After the dust has settled and Israel concludes its unilateral withdrawal from Gaza, a key issue will be whether the move will enhance its security or not. Will it be perceived as a “victory for terror” as the right wing has claimed, or a “base for Islamic terror” as former Finance Minister Binyamin Netanyahu has said? Or will it enhance Israel’s overall security posture? There is absolutely no question at all that from a security perspective this move will in the short, medium and long run only enhance Israel’s security.
The Gaza settlements were a strategic dinosaur. They were built in the early 1970s as a buffer between a hostile Egypt and a hostile Gaza. Israel has been at peace with Egypt for almost three decades. The nearest Egyptian gun or tank to the border with Israel is on the other side of the Suez Canal, hundreds of kilometers away. Given the massive military outlay in protecting the 8,000 or so settlers, Gush Katif had turned from a strategic asset to a strategic burden.
Only about 800 of the 8,000 people living in Gush Katif were involved in agriculture, with all the actual work being done by Thai laborers and a few Palestinians when the security situation allowed. Many of the others were either yeshiva students, regional council officials — many jobs were created specifically to bring people to live in the area — or people who worked in Israel proper and came back home to a nice, almost rent-free home by the sea.
These 8,000 lived as an island in a sea of 1.3 million Palestinians. The settlements themselves took up 30 percent of the land and 50 percent of the water in the most populated piece of real estate in the world, which also has one of the fastest-growing populations on earth. In order to ensure the safety of the Jewish settlers as much as possible, special roads were built and patrolled, and thousands of Palestinian homes were bulldozed 30 meters to either side of the road, causing Israel’s international image enormous damage, not to mention the human suffering to those who lost their homes, which can only lead to deeper hatred for Israel and the creation of new potential suicide bombers.

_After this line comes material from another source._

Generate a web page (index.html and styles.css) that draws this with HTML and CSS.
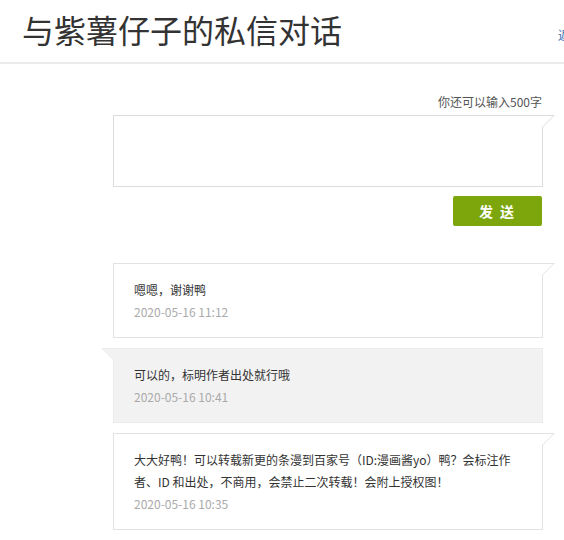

There are those who argue that by pulling out of Gaza unilaterally, Israel has damaged its deterrent image. The opposite is true. The last thing the Palestinians wanted was this unilateral pullback that sheds Israel of 1.3 million Palestinians, muting the demographic clock and its potential threat to Israel as a Jewish democratic state. The pullout leaves Palestinians with no independent state. By acting unilaterally, Israel has demonstrated that no matter how complicated the move — and uprooting 8,000 people from their homes is no easy matter — it will do what is in the country’s best interests.

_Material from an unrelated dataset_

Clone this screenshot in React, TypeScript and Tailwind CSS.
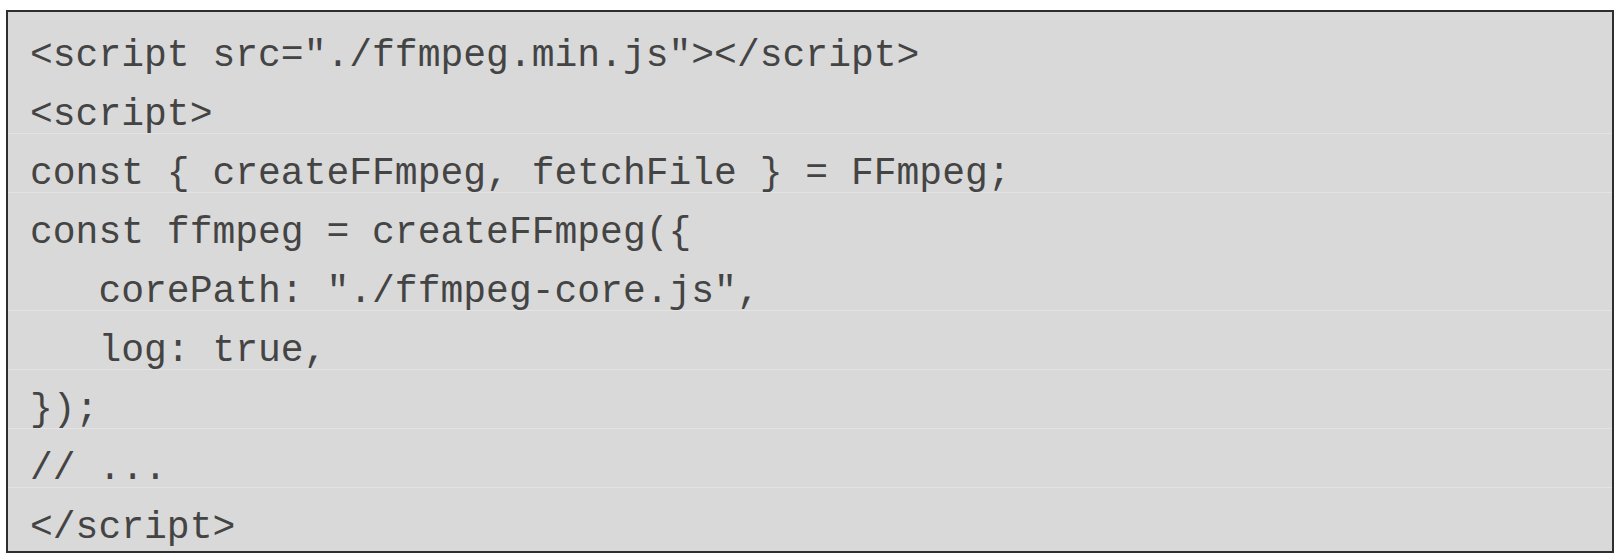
const lines: { text: string; rule: boolean }[] = [
  { text: '<script src="./ffmpeg.min.js"></script>', rule: false },
  { text: "<script>", rule: true },
  { text: "const { createFFmpeg, fetchFile } = FFmpeg;", rule: true },
  { text: "const ffmpeg = createFFmpeg({", rule: false },
  { text: '   corePath: "./ffmpeg-core.js",', rule: true },
  { text: "   log: true,", rule: true },
  { text: "});", rule: true },
  { text: "// ...", rule: true },
  { text: "</script>", rule: false },
];

export default function App() {
  return (
    <div className="w-[1622px] h-[560px] bg-white pt-[10px] pl-[6px]">
      <div className="w-[1608px] border-2 border-[#2e2e2e] bg-[#d9d9d9] py-[4px]">
        {lines.map((l, i) => (
          <div
            key={i}
            className={
              l.rule
                ? "h-[59px] pt-[20px] pl-[22px] border-b border-[#e3e3e3] box-border"
                : "h-[59px] pt-[20px] pl-[22px] box-border"
            }
          >
            <pre className="font-['Liberation_Mono','Courier_New',monospace] text-[38px] leading-[40px] text-[#444444] whitespace-pre">
              {l.text}
            </pre>
          </div>
        ))}
      </div>
    </div>
  );
}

Having thousands of troops in Gaza protecting, for example the tiny settlement of Netzarim, which is almost in the middle of Gaza City, was sapping the country’s security mechanisms; they were already overloaded fighting a four-year war against terror. Israel’s security forces were needed on the streets of Jerusalem and Netanya and Tel Aviv — not in Gaza.

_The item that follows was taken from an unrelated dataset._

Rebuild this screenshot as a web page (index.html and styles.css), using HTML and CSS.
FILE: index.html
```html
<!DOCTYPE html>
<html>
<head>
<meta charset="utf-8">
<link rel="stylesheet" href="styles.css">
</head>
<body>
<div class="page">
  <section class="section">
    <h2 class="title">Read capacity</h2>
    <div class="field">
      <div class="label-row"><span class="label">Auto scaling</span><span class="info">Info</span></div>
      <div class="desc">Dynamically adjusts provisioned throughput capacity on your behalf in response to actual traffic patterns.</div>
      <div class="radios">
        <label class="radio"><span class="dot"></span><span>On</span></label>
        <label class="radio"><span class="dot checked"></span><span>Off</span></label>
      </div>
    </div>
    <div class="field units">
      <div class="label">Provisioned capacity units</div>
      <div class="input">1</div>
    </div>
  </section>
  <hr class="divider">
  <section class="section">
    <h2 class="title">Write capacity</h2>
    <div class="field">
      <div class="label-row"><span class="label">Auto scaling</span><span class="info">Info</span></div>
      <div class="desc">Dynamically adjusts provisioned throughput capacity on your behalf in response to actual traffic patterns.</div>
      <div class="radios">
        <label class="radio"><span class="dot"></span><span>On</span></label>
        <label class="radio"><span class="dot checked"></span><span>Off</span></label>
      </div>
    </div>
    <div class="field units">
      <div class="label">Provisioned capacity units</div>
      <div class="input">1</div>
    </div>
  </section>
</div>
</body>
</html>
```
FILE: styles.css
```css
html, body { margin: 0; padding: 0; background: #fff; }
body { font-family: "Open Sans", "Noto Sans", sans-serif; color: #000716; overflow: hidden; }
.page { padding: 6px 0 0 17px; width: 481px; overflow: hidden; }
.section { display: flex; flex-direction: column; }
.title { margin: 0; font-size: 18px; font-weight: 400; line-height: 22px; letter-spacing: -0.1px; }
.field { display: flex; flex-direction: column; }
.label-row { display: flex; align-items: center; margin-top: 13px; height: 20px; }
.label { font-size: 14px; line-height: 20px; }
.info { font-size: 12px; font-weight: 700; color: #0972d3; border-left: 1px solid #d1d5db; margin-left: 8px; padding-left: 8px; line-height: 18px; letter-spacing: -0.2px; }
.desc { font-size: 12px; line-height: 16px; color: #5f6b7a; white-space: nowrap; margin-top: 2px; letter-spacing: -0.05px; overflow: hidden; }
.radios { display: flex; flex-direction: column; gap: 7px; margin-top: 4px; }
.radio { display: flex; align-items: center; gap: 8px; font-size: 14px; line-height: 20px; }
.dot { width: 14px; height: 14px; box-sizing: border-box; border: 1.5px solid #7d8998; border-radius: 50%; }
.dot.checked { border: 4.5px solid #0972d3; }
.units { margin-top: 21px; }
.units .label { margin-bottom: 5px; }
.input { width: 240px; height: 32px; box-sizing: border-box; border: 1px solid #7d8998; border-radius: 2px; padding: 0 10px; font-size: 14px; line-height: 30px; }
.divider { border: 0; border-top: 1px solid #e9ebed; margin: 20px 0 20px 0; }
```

As for the claim that Gaza will become a terror base: It always has been. The settlers in Gush Katif were pounded with thousands of mortars and Kassam rockets, incidents happening almost every day. Kassam rockets have been fired at the Negev town of Shderot periodically. Even Netanyahu would agree, one supposes, that it is much easier for the Israeli army to deal with the terror threat in Gaza without 8,000 Jews running between their legs. If it does become a base of terror attacks against Israel in a significant way, Israel has the force to deal with it.
Another very important consequence of the move is that now Gaza and Egypt have a joint border without Jewish settlements separating them. Many fear that this will lead to a massive smuggling in of weapons once the Israeli forces leave what is known as the Philadelphi Axis, which separates Palestinian Gaza from Egypt.
The truth is that Israel was never able to stop the smuggling of weapons into the Strip, as witnessed by the almost daily mortar and rocket attacks. While the Jews were in Gaza, the several dozen Egyptian policemen guarding the Egyptian side of the border were always open to a little baksheesh (bribery), and Egypt had little or no incentive to do much about the situation. Now Egypt, faced with a huge problem of terror against its tourism infrastructure in the Sinai, has every interest in ensuring that the border is as hermetically sealed as possible. The police have been replaced by several hundred crack troops and the Egyptians, Israelis and Americans have cooperated well in working out mutually acceptable security arrangements.
A final reason why Israel has come out of this experience stronger is that democracy won over theocracy. Less than 100 of the 15,000 Israeli troops and other security personnel employed in enforcing the pullback heeded the call of some West Bank rabbis to disobey orders, and chose instead to do the will of the majority. Thirty percent of the Israeli officer corps is Modern Orthodox, many of them from West Bank settlements themselves, and had they listened to the rabbis, Israel would be a very different country today. It would have started being destroyed not by the enemy in Gaza, but by the enemy within.
That the enemy from within has been defeated is probably one of the most important consequences of this whole painful — but eminently worthwhile — exercise.
Hirsh Goodman, a senior fellow at the Jaffee Center for Strategic Studies at Tel Aviv University, is the author of “Let Me Create a Paradise, God Said to Himself: A Journey of Conscience From Johannesburg to Jerusalem” (Perseus Books, 2005).